*What is needed*. What is the number of lines in the data holding the word "this"? Give that number by itself.

# # # #

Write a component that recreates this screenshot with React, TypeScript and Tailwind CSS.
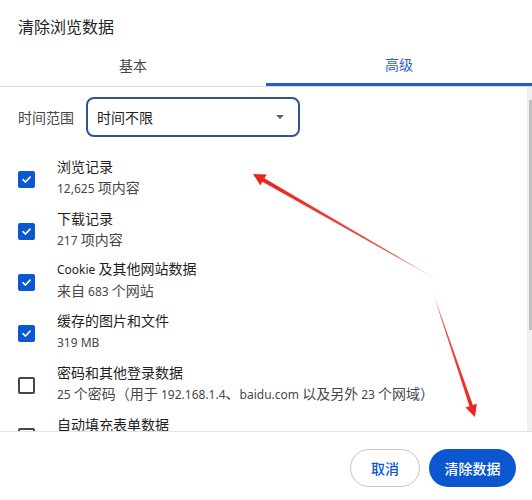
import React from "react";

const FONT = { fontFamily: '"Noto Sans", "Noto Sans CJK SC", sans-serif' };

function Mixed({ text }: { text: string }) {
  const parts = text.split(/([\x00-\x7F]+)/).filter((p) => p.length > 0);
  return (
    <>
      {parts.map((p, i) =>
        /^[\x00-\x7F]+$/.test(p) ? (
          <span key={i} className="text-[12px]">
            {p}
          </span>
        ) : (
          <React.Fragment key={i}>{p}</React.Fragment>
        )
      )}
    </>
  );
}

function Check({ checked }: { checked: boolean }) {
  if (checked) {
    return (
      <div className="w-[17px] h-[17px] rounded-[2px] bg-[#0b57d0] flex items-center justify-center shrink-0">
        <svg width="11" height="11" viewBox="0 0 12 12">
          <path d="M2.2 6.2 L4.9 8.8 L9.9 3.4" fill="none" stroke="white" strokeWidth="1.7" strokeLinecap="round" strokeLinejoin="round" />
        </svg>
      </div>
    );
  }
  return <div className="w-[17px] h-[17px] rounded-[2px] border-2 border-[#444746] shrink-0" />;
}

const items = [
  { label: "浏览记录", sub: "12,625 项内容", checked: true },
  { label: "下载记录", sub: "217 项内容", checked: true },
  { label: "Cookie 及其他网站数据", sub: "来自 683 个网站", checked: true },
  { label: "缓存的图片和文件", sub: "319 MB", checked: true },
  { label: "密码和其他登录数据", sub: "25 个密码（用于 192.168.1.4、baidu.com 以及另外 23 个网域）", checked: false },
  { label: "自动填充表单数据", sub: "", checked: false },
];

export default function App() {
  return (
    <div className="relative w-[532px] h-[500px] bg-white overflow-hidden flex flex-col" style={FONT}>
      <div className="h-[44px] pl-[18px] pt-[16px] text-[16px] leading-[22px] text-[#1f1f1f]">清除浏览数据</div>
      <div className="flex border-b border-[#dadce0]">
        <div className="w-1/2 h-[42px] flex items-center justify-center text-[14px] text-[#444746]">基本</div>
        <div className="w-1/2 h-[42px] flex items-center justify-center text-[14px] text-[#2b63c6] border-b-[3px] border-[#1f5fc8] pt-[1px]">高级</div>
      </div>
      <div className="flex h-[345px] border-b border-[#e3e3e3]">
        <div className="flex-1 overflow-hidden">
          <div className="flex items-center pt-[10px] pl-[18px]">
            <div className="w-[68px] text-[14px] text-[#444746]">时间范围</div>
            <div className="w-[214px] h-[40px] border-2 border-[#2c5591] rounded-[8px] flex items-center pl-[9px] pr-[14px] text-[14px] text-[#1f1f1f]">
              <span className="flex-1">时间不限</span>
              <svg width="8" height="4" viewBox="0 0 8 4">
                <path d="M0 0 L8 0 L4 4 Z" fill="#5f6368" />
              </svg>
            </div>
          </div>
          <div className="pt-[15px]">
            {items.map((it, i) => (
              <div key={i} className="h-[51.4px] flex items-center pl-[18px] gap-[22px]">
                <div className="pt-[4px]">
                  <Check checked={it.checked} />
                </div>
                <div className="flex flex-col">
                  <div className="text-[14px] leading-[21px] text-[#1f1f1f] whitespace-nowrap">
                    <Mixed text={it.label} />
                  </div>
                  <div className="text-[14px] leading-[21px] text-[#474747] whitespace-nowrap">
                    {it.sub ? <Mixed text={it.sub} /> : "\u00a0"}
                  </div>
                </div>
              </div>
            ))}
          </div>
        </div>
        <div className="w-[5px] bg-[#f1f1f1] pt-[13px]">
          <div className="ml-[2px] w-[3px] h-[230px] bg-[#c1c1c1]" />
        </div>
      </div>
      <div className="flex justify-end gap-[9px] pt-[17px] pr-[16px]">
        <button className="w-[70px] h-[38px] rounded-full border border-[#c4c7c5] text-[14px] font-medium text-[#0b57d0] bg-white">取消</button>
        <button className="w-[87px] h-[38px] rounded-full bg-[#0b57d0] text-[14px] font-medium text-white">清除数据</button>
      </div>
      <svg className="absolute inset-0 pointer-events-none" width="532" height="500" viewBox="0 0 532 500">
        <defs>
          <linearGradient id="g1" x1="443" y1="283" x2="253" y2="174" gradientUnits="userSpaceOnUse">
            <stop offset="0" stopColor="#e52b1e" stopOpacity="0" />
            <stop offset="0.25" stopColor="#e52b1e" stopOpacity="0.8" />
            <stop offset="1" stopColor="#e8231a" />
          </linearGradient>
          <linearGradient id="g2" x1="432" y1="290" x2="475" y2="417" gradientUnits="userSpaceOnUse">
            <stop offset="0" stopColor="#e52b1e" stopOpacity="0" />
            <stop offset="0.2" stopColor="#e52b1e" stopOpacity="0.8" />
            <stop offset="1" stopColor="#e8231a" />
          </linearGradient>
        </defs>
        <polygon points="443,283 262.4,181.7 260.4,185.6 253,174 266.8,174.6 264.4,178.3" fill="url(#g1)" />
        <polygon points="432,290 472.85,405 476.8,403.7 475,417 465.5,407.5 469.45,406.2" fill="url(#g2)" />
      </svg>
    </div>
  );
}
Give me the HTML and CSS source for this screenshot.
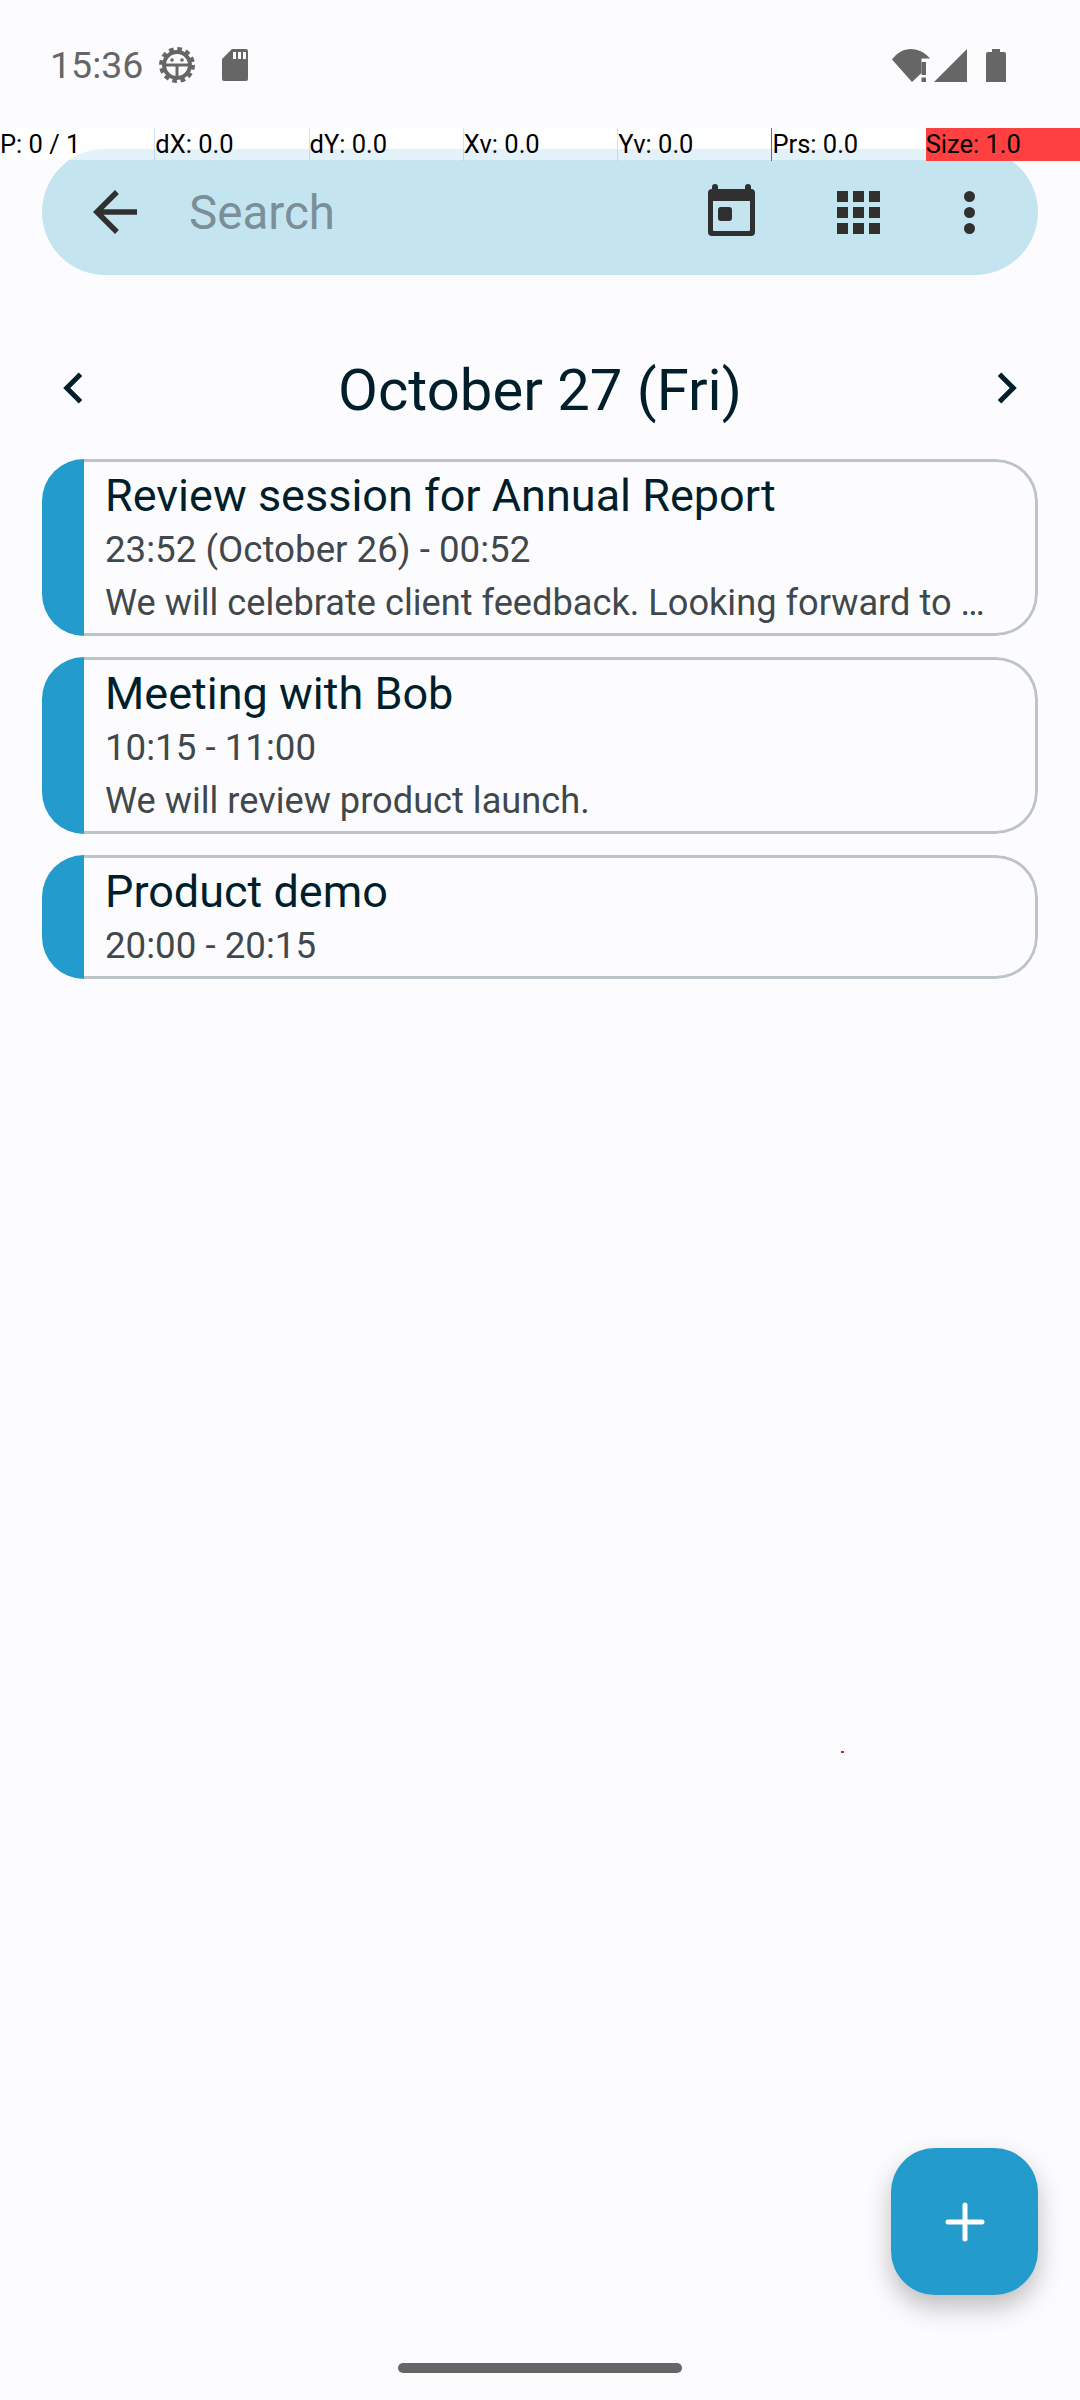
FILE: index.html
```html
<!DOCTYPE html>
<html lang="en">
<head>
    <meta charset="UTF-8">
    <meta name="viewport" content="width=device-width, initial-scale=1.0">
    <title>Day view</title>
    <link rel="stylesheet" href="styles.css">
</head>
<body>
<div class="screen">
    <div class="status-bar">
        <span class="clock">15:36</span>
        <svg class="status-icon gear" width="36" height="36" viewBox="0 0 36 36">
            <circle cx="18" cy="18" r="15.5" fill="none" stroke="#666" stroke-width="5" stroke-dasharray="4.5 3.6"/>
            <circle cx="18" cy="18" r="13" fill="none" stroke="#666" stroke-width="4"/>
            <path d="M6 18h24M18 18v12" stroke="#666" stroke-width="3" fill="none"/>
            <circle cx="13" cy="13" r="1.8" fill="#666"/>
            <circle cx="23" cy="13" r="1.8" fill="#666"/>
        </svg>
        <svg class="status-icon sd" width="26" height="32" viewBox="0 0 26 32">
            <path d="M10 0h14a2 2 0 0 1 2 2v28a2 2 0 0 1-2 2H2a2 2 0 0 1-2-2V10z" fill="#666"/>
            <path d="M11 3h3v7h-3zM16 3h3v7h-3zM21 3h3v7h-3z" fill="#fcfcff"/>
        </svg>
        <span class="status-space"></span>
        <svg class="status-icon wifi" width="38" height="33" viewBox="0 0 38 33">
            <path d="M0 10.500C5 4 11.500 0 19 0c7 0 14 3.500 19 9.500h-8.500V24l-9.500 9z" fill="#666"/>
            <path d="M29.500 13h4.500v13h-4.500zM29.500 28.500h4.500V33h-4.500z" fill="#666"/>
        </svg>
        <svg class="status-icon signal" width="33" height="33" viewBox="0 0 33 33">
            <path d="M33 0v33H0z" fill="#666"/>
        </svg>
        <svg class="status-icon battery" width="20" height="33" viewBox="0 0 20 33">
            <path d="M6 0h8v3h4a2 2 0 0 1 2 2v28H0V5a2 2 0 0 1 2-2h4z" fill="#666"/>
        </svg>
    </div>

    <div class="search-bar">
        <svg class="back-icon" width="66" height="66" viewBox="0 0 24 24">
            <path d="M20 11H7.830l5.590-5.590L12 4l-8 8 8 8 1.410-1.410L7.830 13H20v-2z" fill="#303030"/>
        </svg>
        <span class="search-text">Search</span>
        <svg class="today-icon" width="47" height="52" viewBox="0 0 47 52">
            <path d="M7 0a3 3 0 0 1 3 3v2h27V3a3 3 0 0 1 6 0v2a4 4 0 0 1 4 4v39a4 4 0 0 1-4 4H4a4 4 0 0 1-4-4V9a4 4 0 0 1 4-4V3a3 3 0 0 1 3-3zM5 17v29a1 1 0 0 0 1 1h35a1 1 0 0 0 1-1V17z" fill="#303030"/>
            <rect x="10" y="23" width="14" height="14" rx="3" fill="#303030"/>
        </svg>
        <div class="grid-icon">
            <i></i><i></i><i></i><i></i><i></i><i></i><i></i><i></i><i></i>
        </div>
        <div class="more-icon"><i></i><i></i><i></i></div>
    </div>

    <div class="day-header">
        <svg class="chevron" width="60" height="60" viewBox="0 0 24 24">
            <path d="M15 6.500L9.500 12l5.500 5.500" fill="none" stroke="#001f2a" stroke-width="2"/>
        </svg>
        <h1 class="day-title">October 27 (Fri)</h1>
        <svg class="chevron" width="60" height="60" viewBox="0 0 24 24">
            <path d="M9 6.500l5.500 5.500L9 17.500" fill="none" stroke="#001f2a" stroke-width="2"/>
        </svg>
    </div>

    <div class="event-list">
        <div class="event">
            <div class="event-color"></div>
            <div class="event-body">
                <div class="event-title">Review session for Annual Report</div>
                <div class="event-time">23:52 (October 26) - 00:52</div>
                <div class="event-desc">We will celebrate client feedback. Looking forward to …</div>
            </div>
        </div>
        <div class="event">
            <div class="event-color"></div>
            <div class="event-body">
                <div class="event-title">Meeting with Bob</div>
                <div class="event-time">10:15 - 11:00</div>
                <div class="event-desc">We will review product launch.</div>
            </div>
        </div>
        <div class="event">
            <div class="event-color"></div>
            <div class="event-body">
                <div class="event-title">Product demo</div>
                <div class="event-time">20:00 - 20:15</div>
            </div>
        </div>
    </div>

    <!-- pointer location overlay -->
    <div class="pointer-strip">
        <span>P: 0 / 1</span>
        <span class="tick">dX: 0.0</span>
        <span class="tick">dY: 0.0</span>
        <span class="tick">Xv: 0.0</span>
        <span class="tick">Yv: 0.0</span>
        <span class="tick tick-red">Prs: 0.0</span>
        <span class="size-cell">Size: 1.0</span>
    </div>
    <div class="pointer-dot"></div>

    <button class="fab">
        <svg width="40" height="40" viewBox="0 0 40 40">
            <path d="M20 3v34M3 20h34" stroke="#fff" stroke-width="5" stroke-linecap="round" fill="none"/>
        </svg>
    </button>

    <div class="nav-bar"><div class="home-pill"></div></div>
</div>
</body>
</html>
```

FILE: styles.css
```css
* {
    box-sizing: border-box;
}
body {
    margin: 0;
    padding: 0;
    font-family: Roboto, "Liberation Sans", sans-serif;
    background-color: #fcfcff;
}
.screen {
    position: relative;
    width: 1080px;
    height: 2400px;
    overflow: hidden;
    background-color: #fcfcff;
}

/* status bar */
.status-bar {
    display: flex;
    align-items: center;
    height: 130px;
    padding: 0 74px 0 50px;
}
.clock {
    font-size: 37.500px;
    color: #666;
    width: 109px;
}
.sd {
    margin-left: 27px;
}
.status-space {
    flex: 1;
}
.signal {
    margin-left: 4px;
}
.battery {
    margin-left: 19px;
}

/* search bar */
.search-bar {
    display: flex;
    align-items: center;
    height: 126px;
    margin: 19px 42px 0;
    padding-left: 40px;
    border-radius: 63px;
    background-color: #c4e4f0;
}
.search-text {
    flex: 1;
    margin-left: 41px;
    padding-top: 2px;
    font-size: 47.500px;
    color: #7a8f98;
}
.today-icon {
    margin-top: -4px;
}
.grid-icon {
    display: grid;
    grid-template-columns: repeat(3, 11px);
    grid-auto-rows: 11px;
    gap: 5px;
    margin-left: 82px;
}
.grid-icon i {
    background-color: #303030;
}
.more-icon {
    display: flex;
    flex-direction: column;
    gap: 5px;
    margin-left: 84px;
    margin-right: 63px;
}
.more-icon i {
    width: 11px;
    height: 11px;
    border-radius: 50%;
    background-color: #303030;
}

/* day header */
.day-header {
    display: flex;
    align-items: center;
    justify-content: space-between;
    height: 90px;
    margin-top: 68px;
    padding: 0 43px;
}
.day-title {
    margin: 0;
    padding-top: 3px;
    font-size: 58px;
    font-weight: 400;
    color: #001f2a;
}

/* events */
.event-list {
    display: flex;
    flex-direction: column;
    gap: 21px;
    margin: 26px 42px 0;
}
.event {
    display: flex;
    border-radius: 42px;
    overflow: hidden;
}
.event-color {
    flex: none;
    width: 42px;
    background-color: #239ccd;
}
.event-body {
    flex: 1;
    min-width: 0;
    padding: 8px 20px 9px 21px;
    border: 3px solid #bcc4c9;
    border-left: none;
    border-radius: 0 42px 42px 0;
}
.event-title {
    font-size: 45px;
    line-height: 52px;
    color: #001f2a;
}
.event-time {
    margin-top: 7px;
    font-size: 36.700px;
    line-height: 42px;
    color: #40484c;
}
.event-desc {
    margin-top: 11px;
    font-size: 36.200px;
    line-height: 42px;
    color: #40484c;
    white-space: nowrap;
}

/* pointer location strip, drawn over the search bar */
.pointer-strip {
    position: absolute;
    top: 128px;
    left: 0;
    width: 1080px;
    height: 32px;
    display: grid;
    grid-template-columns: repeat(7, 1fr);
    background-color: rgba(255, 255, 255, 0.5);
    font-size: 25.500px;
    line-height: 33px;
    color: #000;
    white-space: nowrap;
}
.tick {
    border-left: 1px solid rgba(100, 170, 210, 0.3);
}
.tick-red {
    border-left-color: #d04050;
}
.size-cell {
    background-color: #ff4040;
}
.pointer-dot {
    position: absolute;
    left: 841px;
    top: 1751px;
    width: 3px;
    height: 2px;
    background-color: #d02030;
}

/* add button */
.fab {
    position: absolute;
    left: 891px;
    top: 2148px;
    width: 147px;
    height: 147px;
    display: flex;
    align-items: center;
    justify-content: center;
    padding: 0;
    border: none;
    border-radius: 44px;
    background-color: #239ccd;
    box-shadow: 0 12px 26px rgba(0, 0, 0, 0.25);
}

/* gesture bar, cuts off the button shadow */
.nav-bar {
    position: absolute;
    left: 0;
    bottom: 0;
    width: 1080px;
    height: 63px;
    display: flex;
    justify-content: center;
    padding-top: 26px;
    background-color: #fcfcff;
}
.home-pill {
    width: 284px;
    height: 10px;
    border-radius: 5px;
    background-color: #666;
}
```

# # # #

*Exercise result*. 2